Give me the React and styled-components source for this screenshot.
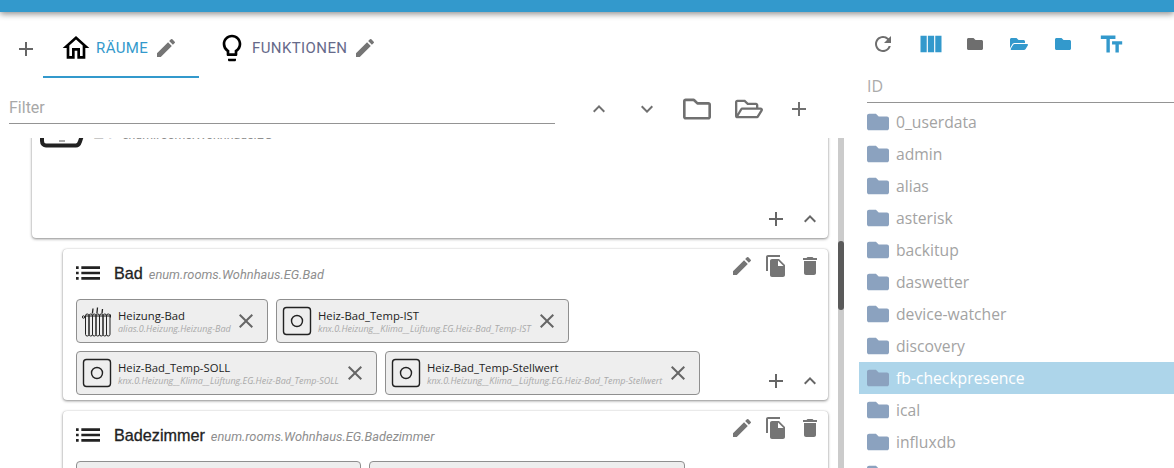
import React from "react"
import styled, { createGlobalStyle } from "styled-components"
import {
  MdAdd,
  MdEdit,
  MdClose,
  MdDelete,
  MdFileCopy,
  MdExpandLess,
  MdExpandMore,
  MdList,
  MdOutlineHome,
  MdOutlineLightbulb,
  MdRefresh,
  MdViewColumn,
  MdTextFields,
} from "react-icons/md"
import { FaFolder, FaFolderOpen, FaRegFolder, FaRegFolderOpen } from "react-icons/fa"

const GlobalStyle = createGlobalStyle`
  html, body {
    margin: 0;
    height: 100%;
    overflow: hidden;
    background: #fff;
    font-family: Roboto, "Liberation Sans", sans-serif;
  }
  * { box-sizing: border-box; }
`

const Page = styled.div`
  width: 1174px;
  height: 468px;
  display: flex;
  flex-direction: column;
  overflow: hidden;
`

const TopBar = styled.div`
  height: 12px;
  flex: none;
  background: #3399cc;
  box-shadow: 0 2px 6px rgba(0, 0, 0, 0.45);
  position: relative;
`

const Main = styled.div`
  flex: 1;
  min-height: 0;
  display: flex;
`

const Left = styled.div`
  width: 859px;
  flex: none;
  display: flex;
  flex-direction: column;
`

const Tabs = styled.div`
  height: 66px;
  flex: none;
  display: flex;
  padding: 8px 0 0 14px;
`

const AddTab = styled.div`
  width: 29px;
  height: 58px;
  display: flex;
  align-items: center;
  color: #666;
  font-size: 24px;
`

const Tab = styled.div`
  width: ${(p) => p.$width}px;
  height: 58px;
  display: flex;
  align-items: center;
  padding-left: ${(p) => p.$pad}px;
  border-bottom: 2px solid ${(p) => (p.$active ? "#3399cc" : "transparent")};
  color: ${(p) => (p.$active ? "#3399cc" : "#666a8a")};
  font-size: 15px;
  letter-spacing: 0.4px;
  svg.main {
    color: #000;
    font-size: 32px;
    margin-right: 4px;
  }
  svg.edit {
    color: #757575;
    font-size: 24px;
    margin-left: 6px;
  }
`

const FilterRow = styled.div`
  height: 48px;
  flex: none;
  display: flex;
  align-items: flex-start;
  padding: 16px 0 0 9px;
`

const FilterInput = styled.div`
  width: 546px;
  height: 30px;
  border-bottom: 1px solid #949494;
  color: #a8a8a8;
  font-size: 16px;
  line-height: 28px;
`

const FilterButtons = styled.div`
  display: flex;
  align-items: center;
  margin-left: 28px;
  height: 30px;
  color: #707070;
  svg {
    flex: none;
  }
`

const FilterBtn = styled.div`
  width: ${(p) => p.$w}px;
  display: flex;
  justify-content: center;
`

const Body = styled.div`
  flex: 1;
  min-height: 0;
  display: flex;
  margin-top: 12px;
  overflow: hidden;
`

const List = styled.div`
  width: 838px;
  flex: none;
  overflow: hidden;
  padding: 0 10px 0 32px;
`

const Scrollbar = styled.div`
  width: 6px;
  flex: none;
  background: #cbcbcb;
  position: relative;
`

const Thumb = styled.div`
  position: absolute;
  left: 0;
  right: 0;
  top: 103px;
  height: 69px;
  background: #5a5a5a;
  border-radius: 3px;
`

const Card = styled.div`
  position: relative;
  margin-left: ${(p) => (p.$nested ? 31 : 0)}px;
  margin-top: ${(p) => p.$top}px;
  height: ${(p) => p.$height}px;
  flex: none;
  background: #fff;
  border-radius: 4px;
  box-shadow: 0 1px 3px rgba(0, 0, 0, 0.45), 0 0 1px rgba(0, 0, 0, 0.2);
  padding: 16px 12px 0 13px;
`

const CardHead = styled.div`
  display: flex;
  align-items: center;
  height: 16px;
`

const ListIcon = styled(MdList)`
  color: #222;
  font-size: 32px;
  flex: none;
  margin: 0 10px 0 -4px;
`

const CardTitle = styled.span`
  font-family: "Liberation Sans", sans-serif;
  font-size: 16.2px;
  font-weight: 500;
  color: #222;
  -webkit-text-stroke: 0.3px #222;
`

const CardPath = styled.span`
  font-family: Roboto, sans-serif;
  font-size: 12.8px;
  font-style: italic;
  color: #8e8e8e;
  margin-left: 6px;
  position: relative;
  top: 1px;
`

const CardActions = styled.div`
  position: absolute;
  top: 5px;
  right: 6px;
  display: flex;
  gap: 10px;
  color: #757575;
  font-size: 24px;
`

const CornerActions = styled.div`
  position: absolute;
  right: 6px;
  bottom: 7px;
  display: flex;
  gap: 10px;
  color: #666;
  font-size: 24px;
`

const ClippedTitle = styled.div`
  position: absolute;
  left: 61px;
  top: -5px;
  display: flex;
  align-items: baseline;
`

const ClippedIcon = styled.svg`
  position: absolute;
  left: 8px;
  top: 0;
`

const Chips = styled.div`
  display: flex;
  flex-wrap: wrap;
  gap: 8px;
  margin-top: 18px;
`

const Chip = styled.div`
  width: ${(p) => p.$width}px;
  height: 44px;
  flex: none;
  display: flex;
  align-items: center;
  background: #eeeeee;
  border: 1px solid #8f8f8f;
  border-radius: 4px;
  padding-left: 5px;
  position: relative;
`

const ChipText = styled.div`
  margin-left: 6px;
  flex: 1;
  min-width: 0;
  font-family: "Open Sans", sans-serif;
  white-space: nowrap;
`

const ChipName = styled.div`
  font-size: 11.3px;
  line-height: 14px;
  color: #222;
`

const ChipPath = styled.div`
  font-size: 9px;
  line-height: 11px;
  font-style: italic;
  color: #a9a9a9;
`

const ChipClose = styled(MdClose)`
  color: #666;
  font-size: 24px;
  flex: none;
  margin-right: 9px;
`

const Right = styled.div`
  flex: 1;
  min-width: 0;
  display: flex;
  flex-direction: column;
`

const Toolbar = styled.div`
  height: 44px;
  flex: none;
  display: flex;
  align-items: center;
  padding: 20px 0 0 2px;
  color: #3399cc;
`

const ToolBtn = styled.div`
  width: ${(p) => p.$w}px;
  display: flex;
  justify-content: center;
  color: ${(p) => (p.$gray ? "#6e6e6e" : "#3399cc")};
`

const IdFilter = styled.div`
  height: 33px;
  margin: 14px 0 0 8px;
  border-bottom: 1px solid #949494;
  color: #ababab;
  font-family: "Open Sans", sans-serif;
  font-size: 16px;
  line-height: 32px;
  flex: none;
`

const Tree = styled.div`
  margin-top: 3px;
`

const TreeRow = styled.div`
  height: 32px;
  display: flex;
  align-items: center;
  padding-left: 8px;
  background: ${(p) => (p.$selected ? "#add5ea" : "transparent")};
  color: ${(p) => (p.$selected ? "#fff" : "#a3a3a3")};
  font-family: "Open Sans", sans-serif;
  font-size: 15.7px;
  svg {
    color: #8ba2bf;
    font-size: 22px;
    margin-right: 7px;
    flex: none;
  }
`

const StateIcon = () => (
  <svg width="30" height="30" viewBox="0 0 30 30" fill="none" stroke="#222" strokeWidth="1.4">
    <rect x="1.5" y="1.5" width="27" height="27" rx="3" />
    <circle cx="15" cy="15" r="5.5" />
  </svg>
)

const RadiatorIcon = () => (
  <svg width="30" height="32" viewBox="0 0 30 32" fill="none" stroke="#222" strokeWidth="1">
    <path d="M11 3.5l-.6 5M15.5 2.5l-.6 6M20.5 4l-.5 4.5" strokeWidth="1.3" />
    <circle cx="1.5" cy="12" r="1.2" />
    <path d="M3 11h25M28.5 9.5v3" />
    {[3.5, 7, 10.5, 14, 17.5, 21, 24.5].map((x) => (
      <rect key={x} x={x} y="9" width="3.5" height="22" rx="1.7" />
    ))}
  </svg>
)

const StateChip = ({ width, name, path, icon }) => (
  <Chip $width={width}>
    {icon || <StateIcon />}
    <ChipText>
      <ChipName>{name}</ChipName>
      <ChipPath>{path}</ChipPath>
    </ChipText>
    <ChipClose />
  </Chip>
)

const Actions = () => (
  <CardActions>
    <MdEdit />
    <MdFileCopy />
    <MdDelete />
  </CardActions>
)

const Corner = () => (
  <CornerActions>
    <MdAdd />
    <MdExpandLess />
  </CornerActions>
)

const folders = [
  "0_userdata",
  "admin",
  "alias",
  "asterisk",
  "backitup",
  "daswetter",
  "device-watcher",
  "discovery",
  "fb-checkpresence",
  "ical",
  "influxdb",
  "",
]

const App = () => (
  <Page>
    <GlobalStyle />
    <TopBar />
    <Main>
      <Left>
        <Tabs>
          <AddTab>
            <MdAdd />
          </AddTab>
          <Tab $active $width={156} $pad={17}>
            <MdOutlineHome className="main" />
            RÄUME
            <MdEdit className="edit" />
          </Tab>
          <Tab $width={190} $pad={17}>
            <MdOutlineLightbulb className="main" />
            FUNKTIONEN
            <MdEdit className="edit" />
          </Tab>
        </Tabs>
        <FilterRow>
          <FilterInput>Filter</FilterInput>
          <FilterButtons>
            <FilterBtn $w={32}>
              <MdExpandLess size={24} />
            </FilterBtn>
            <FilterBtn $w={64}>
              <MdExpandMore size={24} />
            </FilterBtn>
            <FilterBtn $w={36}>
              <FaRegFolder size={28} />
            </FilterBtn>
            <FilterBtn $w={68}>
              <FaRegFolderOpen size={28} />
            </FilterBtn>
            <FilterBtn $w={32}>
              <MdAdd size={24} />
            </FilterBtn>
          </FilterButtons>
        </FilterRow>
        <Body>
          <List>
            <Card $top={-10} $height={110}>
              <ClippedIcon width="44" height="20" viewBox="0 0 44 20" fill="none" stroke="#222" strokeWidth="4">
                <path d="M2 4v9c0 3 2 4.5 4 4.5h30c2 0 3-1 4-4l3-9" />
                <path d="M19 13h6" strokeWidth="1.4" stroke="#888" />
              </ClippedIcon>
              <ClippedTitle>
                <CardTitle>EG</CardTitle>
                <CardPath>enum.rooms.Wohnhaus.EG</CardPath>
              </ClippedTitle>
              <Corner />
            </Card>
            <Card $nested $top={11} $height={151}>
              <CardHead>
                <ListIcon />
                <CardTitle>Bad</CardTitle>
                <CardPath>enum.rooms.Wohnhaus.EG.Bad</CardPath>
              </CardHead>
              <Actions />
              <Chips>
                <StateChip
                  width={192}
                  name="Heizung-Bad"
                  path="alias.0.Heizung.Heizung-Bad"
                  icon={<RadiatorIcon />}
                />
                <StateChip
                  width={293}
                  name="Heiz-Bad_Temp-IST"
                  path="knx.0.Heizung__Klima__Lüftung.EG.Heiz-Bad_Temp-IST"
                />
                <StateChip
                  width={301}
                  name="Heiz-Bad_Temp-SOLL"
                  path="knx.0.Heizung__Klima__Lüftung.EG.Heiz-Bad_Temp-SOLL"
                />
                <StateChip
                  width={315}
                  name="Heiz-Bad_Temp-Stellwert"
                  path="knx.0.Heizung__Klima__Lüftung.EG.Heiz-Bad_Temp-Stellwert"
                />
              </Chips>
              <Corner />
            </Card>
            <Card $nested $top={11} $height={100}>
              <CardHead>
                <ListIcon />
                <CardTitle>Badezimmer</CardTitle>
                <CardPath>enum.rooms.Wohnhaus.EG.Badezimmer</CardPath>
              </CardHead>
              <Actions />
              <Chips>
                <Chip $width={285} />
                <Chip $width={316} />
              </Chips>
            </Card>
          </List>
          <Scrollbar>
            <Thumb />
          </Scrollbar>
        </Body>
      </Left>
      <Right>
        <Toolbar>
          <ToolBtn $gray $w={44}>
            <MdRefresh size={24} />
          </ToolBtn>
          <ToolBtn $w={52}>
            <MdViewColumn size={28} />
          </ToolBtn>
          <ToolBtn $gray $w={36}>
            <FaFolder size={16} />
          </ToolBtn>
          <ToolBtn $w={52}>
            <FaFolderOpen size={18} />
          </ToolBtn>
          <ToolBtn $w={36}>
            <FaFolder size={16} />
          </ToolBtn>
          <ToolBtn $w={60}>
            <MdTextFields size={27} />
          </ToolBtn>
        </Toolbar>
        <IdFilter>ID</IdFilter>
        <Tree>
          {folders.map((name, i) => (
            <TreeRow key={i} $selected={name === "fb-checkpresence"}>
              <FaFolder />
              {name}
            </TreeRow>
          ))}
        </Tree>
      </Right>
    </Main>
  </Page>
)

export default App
——————————
> _WHAT YOU HAVE TO DO_: Pull every line containing "components" from the data.

> _WRITTEN ANSWER_:
Give me the React and styled-components source for this screenshot.
import styled, { createGlobalStyle } from "styled-components"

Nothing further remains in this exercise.